Some training hosts ask each participant in turn to introduce themselves. But in a Zoom meeting with multiple participants, this can be difficult – it can become too noisy to hear people or people inadvertently introduce themselves when their microphone is muted.
Better alternatives include asking people to choose an interesting Zoom virtual background or to hold up an item which says something about themselves. This can work as an effective conversation starter to help participants get to know each other.
You may be planning a couple of hours of digital training, or a remote training day, or even a course that lasts a whole week. But whatever the case, there is a fundamental rule that very few people can concentrate on training for more than about 50 minutes in one stretch without starting to lose their focus.
So perhaps the most important rule is to break up training sessions into chunks of about 50 minutes, followed by a break of ten minutes when participants can stretch their legs, make themselves a cup of tea, let the dog out, or just chat with other people in the training session.
Remote training sessions can very quickly turn into hours of watching a talking head on a screen. When this happens, participants tend to continue to listen while casting theirs eyes around their room for anything more interesting to look at. Invariably something else will attract their attention, and their focus on the training will have been lost.
But it’s easy to avoid this happening by giving participants something interesting to look at on their screens. In practice this means switching between you and video, photography or eye-catching graphics.

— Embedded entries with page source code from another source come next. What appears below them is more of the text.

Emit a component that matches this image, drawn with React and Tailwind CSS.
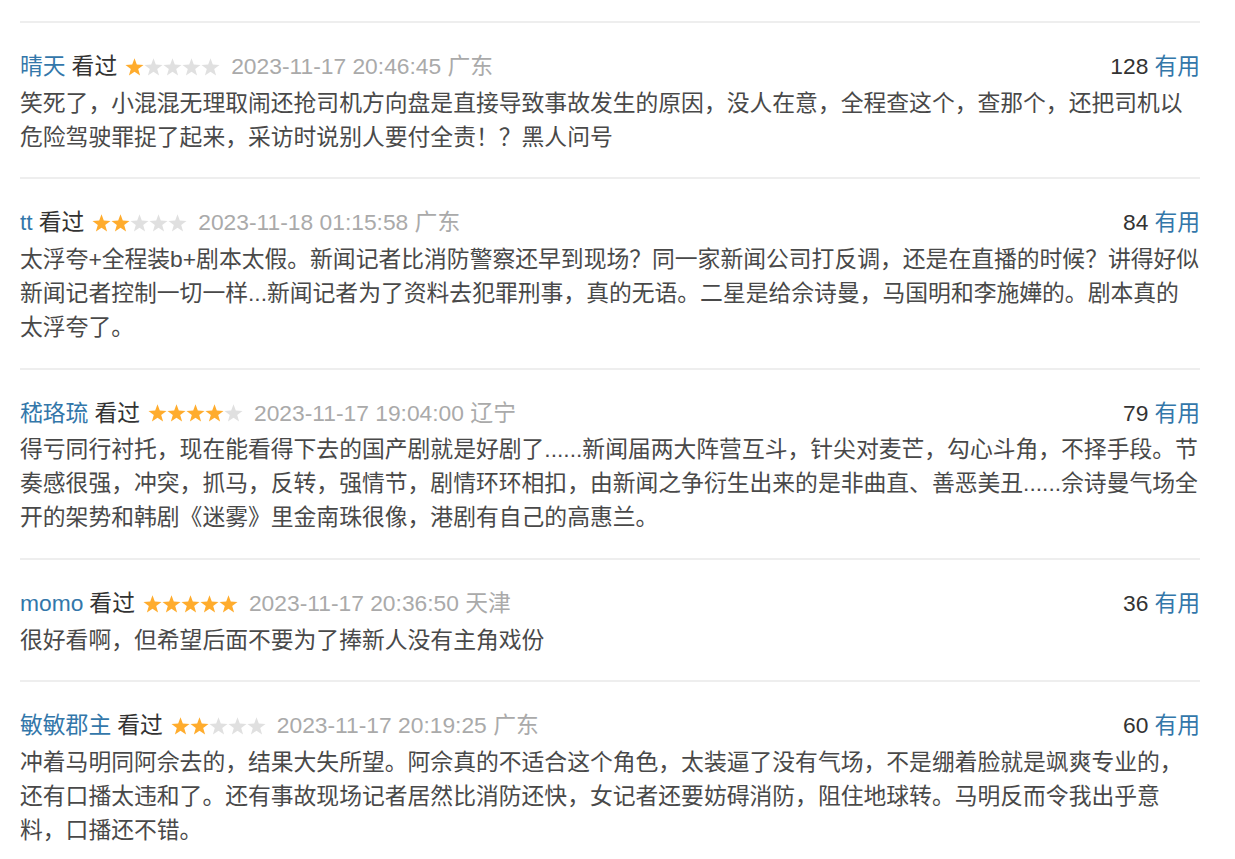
const reviews = [
    {
        name: '晴天',
        stars: 1,
        time: '2023-11-17 20:46:45',
        loc: '广东',
        votes: 128,
        text: '笑死了，小混混无理取闹还抢司机方向盘是直接导致事故发生的原因，没人在意，全程查这个，查那个，还把司机以危险驾驶罪捉了起来，采访时说别人要付全责！？黑人问号',
    },
    {
        name: 'tt',
        stars: 2,
        time: '2023-11-18 01:15:58',
        loc: '广东',
        votes: 84,
        text: '太浮夸+全程装b+剧本太假。新闻记者比消防警察还早到现场？同一家新闻公司打反调，还是在直播的时候？讲得好似新闻记者控制一切一样...新闻记者为了资料去犯罪刑事，真的无语。二星是给佘诗曼，马国明和李施嬅的。剧本真的太浮夸了。',
    },
    {
        name: '嵇珞琉',
        stars: 4,
        time: '2023-11-17 19:04:00',
        loc: '辽宁',
        votes: 79,
        text: '得亏同行衬托，现在能看得下去的国产剧就是好剧了......新闻届两大阵营互斗，针尖对麦芒，勾心斗角，不择手段。节奏感很强，冲突，抓马，反转，强情节，剧情环环相扣，由新闻之争衍生出来的是非曲直、善恶美丑......佘诗曼气场全开的架势和韩剧《迷雾》里金南珠很像，港剧有自己的高惠兰。',
    },
    {
        name: 'momo',
        stars: 5,
        time: '2023-11-17 20:36:50',
        loc: '天津',
        votes: 36,
        text: '很好看啊，但希望后面不要为了捧新人没有主角戏份',
    },
    {
        name: '敏敏郡主',
        stars: 2,
        time: '2023-11-17 20:19:25',
        loc: '广东',
        votes: 60,
        text: '冲着马明同阿佘去的，结果大失所望。阿佘真的不适合这个角色，太装逼了没有气场，不是绷着脸就是飒爽专业的，还有口播太违和了。还有事故现场记者居然比消防还快，女记者还要妨碍消防，阻住地球转。马明反而令我出乎意料，口播还不错。',
    },
]

// one star, fills a 19x18 cell
const STAR = '9.5,0.3 11.8,6.6 18.5,6.9 13.2,11 15.1,17.5 9.5,13.7 3.9,17.5 5.8,11 0.5,6.9 7.2,6.6'

function Stars({ n }) {
    return (
        <svg width="95" height="18" viewBox="0 0 95 18" className="ml-[8px] mr-[11px] shrink-0">
            {[0, 1, 2, 3, 4].map(i => (
                <polygon key={i} points={STAR} transform={`translate(${i * 19} 0)`} fill={i < n ? '#ffac2d' : '#e0e0e0'} />
            ))}
        </svg>
    )
}

export default function App() {
    return (
        <div className="bg-white min-h-screen px-[20px] pt-[21px] text-[22.8px] leading-[33.8px]" style={{ fontFamily: '"Liberation Sans", "Noto Sans CJK SC", sans-serif' }}>
            <div className="w-[1180px]">
                {reviews.map(r => (
                    <div key={r.name} className="border-t-2 border-[#eeeeee] pt-[27px] pb-[23px]">
                        <div className="flex items-center justify-between">
                            <div className="flex items-center whitespace-nowrap">
                                <span className="text-[#3377aa]">{r.name}</span>
                                <span className="text-[#333333] ml-[6px]">看过</span>
                                <Stars n={r.stars} />
                                <span className="text-[#aaaaaa]">{r.time} {r.loc}</span>
                            </div>
                            <div className="whitespace-nowrap">
                                <span className="text-[#333333]">{r.votes}</span>
                                <span className="text-[#3377aa] ml-[6px]">有用</span>
                            </div>
                        </div>
                        <p className="text-[#494949] mt-[3px]">{r.text}</p>
                    </div>
                ))}
            </div>
        </div>
    )
}
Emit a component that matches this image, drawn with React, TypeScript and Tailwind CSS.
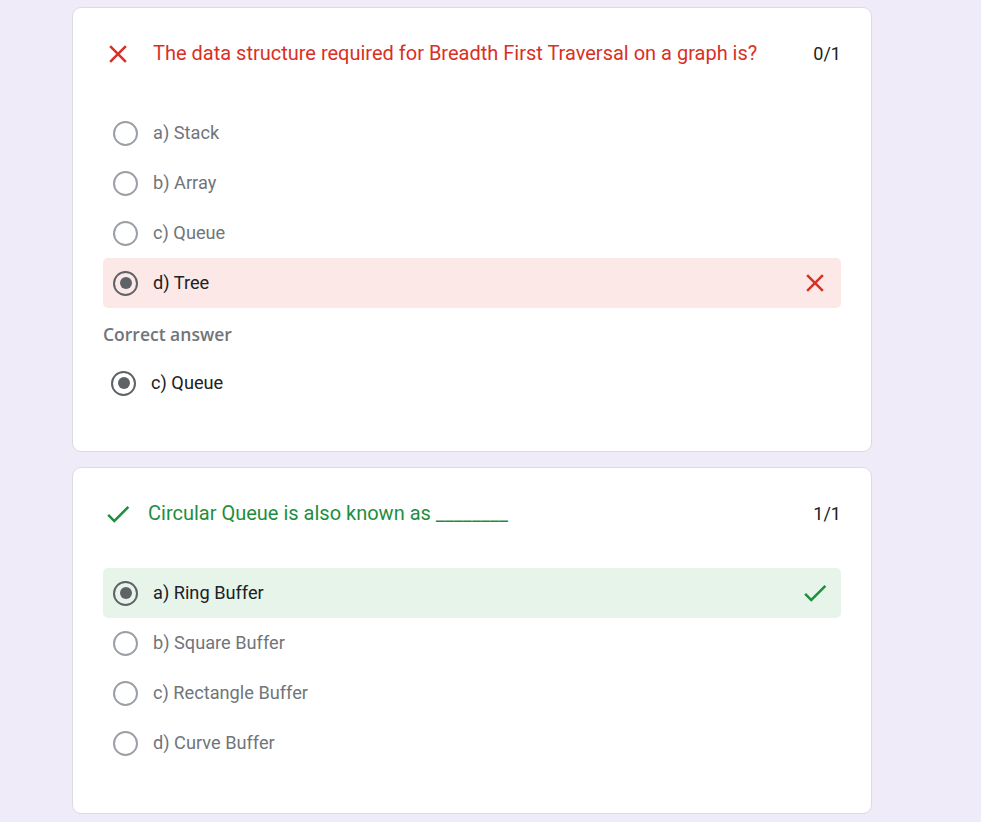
import React from 'react'

const FONT = { fontFamily: 'Roboto, "Liberation Sans", Arial, sans-serif' }

function CloseIcon({ className }: { className?: string }) {
  return (
    <svg viewBox="0 0 24 24" className={className} fill="currentColor">
      <path d="M19 6.41L17.59 5 12 10.59 6.41 5 5 6.41 10.59 12 5 17.59 6.41 19 12 13.41 17.59 19 19 17.59 13.41 12z" />
    </svg>
  )
}

function CheckIcon({ className }: { className?: string }) {
  return (
    <svg viewBox="0 0 24 24" className={className} fill="currentColor">
      <path d="M9 16.17L4.83 12l-1.42 1.41L9 19 21 7l-1.41-1.41z" />
    </svg>
  )
}

function Radio({ checked }: { checked?: boolean }) {
  return (
    <span
      className={`flex h-[25px] w-[25px] shrink-0 items-center justify-center rounded-full border-[2.5px] ${
        checked ? 'border-[#5f6368]' : 'border-[#9aa0a6]'
      }`}
    >
      {checked && <span className="h-[12px] w-[12px] rounded-full bg-[#5f6368]" />}
    </span>
  )
}

type Option = { label: string; checked?: boolean; state?: 'wrong' | 'right' }

function OptionRow({ o }: { o: Option }) {
  const bg = o.state === 'wrong' ? 'bg-[#fce8e6]' : o.state === 'right' ? 'bg-[#e6f4ea]' : ''
  return (
    <div className={`flex h-[50px] items-center rounded-[5px] pl-[10px] pr-[11px] ${bg}`}>
      <Radio checked={o.checked} />
      <span
        className={`ml-[15px] flex-1 pb-[1px] text-[18.2px] ${o.checked ? 'text-[#202124]' : 'text-[#70757a]'}`}
      >
        {o.label}
      </span>
      {o.state === 'wrong' && <CloseIcon className="h-[30px] w-[30px] text-[#d93025]" />}
      {o.state === 'right' && <CheckIcon className="h-[30px] w-[30px] text-[#1e8e3e]" />}
    </div>
  )
}

export default function App() {
  const q1: Option[] = [
    { label: 'a) Stack' },
    { label: 'b) Array' },
    { label: 'c) Queue' },
    { label: 'd) Tree', checked: true, state: 'wrong' },
  ]
  const q2: Option[] = [
    { label: 'a) Ring Buffer', checked: true, state: 'right' },
    { label: 'b) Square Buffer' },
    { label: 'c) Rectangle Buffer' },
    { label: 'd) Curve Buffer' },
  ]

  return (
    <div className="min-h-[822px] bg-[#f0ebf8] pt-[7px]" style={FONT}>
      <div className="ml-[72px] flex w-[800px] flex-col gap-[15px]">
        {/* Question 1 */}
        <div className="rounded-[9px] border border-[#dadce0] bg-white px-[30px] pt-[31px] pb-[43px]">
          <div className="flex h-[30px] items-center">
            <CloseIcon className="h-[30px] w-[30px] shrink-0 text-[#d93025]" />
            <span className="ml-[20px] flex-1 pb-[2px] text-[20px] text-[#d93025]">
              The data structure required for Breadth First Traversal on a graph is?
            </span>
            <span className="pb-[2px] text-[18px] text-[#202124]">0/1</span>
          </div>
          <div className="mt-[39px]">
            {q1.map((o) => (
              <OptionRow key={o.label} o={o} />
            ))}
          </div>
          <div
            className="mt-[14px] h-[24px] text-[17.5px] font-semibold leading-[24px] text-[#70757a]"
            style={{ fontFamily: '"Open Sans", Lato, sans-serif' }}
          >
            Correct answer
          </div>
          <div className="mt-[12px] flex h-[50px] items-center pl-[8px]">
            <Radio checked />
            <span className="ml-[15px] pb-[1px] text-[18.2px] text-[#202124]">c) Queue</span>
          </div>
        </div>

        {/* Question 2 */}
        <div className="rounded-[9px] border border-[#dadce0] bg-white px-[30px] pt-[31px] pb-[45px]">
          <div className="flex h-[30px] items-center">
            <CheckIcon className="h-[30px] w-[30px] shrink-0 text-[#1e8e3e]" />
            <span className="ml-[15px] flex-1 pb-[2px] text-[20px] text-[#1e8e3e]">
              Circular Queue is also known as ________
            </span>
            <span className="pb-[2px] text-[18px] text-[#202124]">1/1</span>
          </div>
          <div className="mt-[39px]">
            {q2.map((o) => (
              <OptionRow key={o.label} o={o} />
            ))}
          </div>
        </div>
      </div>
    </div>
  )
}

Of course it may not be easy to find video or visuals which are relevant to the training, but making the effort to create something using a digital tool such as Sparkol VideoScribe or Easel.ly could be the difference between a remote training session which is interesting and effective and one which is a waste of everyone’s time.
If your remote training is not interactive, then you are expecting your participants to sit through the course in silence while you talk at them. In that case you might as well just write down the information you want to impart to them and hope that they read it.
A better alternative is to provide opportunities for participants to participate in a more active way. The simplest way to do this is to use a feature such as Zoom’s "Raise Hand", allowing your participants to ask questions. You can also use the feature to interact with the participants by asking questions during your training such as "who has used this digital tool already?" or "who can think of a better way of doing this?"
Another way of holding people’s attention through interaction is to use live polls. For example, if your training is about your charity’s products and services you could ask participants which service delivery channel they think is currently most in demand or which product they get asked about most. By asking participants to vote you are guaranteeing they are thinking about the subject in question.
Learning by doing is an important part of most types of training, and it also provides a welcome break from learning by listening. A good way to make things interesting is to split participants into small groups of two or three and assign them to different breakout rooms in order to work on a task or to come up with a solution to a training problem such as how to improve operations and efficiency.
An additional benefit of this type of virtual training is that it provides an opportunity for participants to get to know each other and work together for a short period even though they are working remotely.